At school, I have learned so many interesting things about how students learn, Tanzanian culture, and things about my teachers. This week, I have taught math and science. In the math lessons, I taught how to add and subtract vertically and horizontally. The students learn in a way of counting sticks together (for addition) and cutting sticks (for subtraction). For science this week, I taught about sitting and walking proper, and HIV/AIDS. I have learned that the language barrier is the hardest thing about teaching here. I try to ask the students questions about the math or science and they only respond with “yes”. I ask the questions in a different way, but the students still have a hard time answering what I am asking them. I have tried different ways of getting responses and it has worked great. I modeled first how to do something, then I would say, “tell me all together” and they would repeat what I just said. They understand better by choral response and I noticed that in their classwork notes. Also, I stepped out of the comfort zone of the students and did an activity that didn’t involve writing in their notebooks for classwork. The students will always learn a lesson for about 15-20 minutes and then they will copy the notes in their notebook. This copying process takes a very long time because they are such young students. I learned that they LOVE the individual attention by me so I tried a math activity that involved picking cards. I went to each students desk and had them pick a card. I would have 2 students pick one card at a time and then I would tell them to either add or subtract those two numbers. This was such a different experience for these students because they weren’t used to doing a classroom activity. I learned that my teacher wanted to really teach the way I did.

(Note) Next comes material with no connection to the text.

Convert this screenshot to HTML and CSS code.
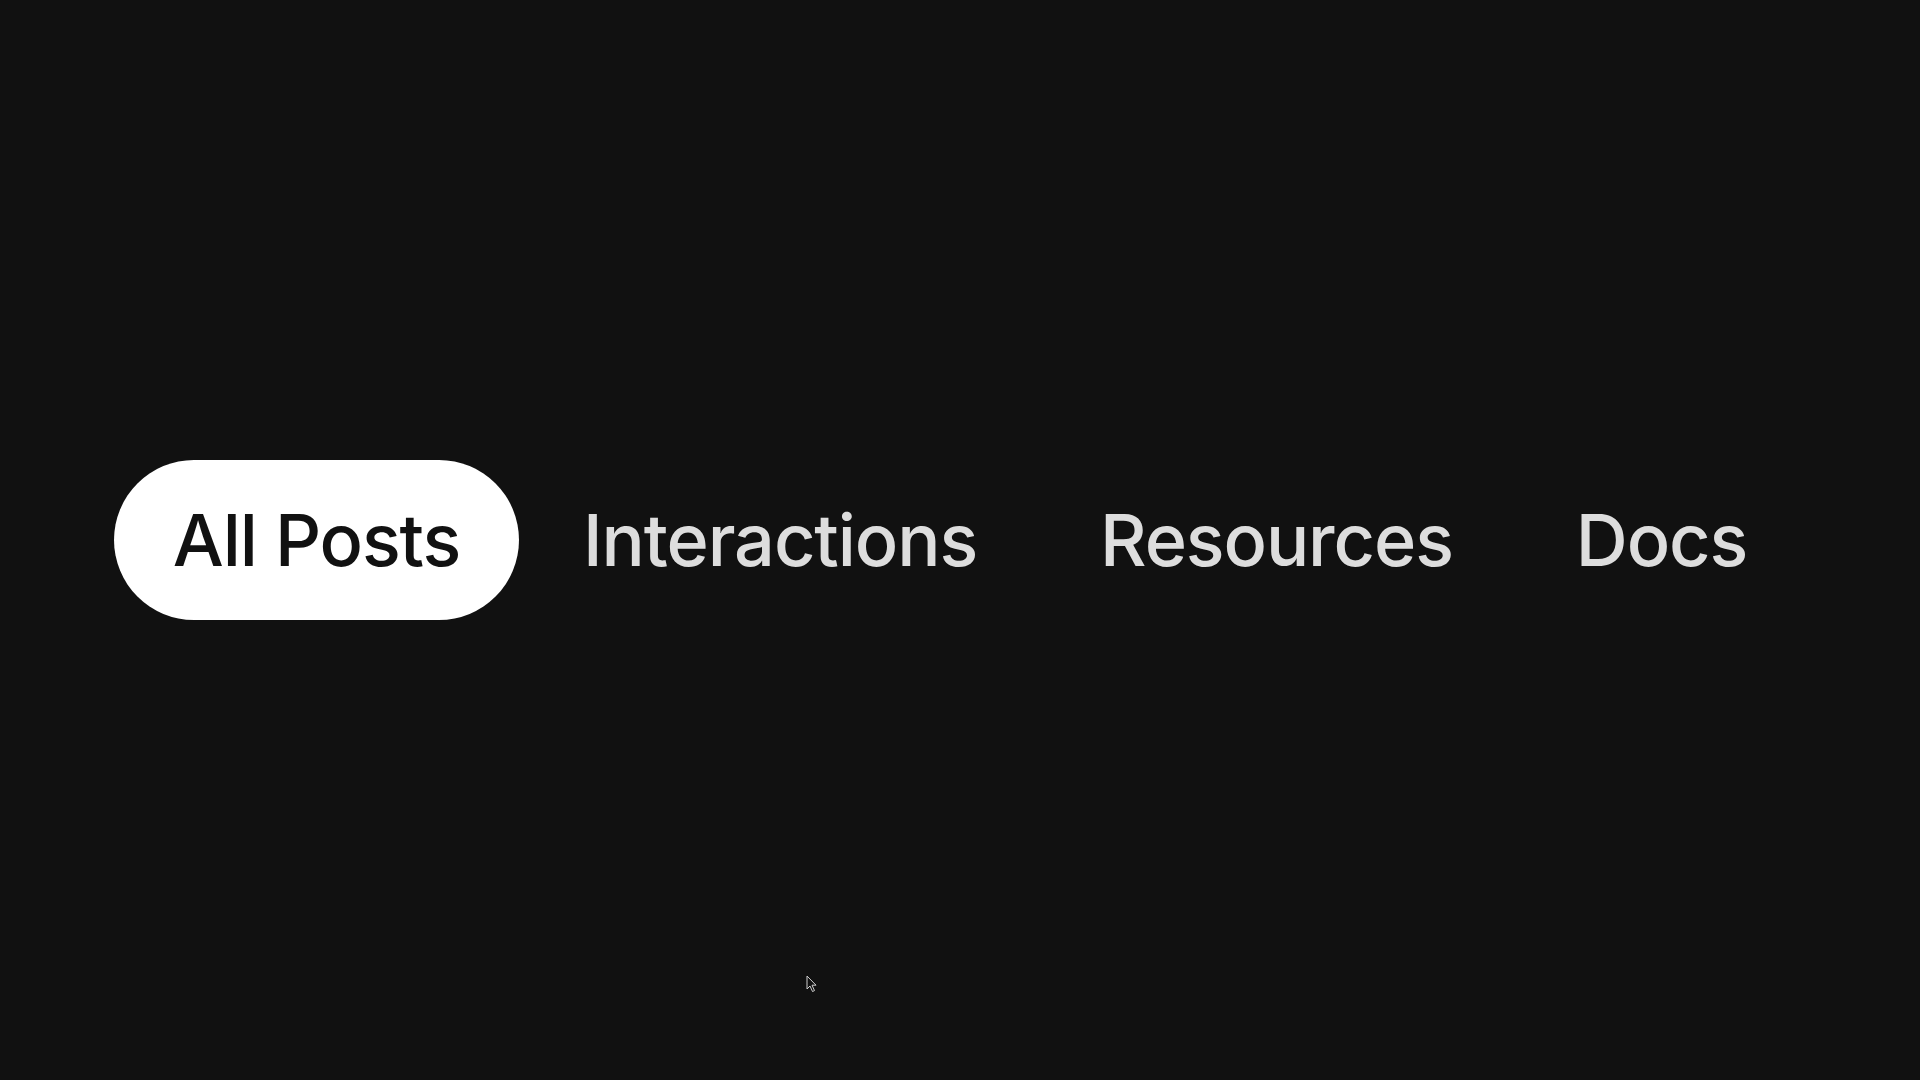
FILE: index.html
```html
<!DOCTYPE html>
<html lang="en">
<head>
<meta charset="utf-8">
<title>Tabs</title>
<link rel="stylesheet" href="styles.css">
</head>
<body>
<main class="stage">
  <nav class="tabs">
    <a class="tab active" href="#">All Posts</a>
    <a class="tab" href="#">Interactions</a>
    <a class="tab" href="#">Resources</a>
    <a class="tab" href="#">Docs</a>
  </nav>
  <svg class="cursor" width="12" height="18" viewBox="0 0 12 18"><path d="M1 1 L1 14 L4 11 L6.5 16.5 L8.5 15.6 L6 10.2 L10 10.2 Z" fill="#111" stroke="#cfcfcf" stroke-width="1"/></svg>
</main>
</body>
</html>
```
FILE: styles.css
```css
html, body {
  margin: 0;
  padding: 0;
  height: 100%;
  background: #111111;
}
.stage {
  position: relative;
  height: 100vh;
  display: flex;
  align-items: center;
  justify-content: center;
  font-family: Inter, "Noto Sans", sans-serif;
}
.tabs {
  display: flex;
  align-items: center;
  gap: 5px;
}
.tab {
  display: block;
  padding: 36px 59px;
  font-size: 72px;
  line-height: 88px;
  font-weight: 500;
  color: #dddddd;
  text-decoration: none;
  border-radius: 999px;
  letter-spacing: -1.1px;
}
.tab.active {
  background: #ffffff;
  color: #111111;
}
.cursor {
  position: absolute;
  left: 806px;
  top: 975px;
}
```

I have also learned a lot about Tanzanian culture by just talking to my math teacher, Rehma. She was asking me and telling me about differences or similarities in America. She first asked me if I was married and how marriage works in the USA. I told her that I wasn’t married but had a boyfriend for a long time. She told me that usually women get married here at a young age and then have kids. She has 3 children 12, 8, and 4 months and she has been teaching for over 10 years at Lutheran. Then we talked about beggars on the street here and beggars on the street in the US. She told me that we had to be careful because some of the beggars use the money for drugs or other bad habits. She also told me that those people will sit out on the streets and just wait for people to give them money. Most of the women will cook corn, beans, and nuts and try to sell those to make money for their families. Then we talked about religion here and in the US. She said most of the people she knows are either Lutheran or Roman Catholic. They have certain times during the day for prayer where everyone goes to pray. She asked me if we had certain times and I just told her that I go to church on Sunday’s and other people can go to church more than once a week if it is offered. I also shared with her that we can pray when we need to pray, like when we need to ask for forgiveness, pray for meals, before bed, and for guidance. She was shocked to hear that we could pray whenever we needed too because their prayers are always scheduled. I learned so much about her culture and a little about Tanzanian culture last week that I am so interested in hearing more this coming up week!
On the street, we made friends with the locals who have been trying to sell us items at the beginning of the week and now they don’t try to sell us things anymore. They will help us cross the street because the streets are super crazy here! They will also ask us about Michigan and Obama. They are becoming our friends and they are really nice to everyone which makes us all feel more comfortable while walking. I just love the culture here in the streets and seeing how friendly people are. I learned a lot about the street life and how much people want to talk to us. I love being here with all the hustle and bustle of the city!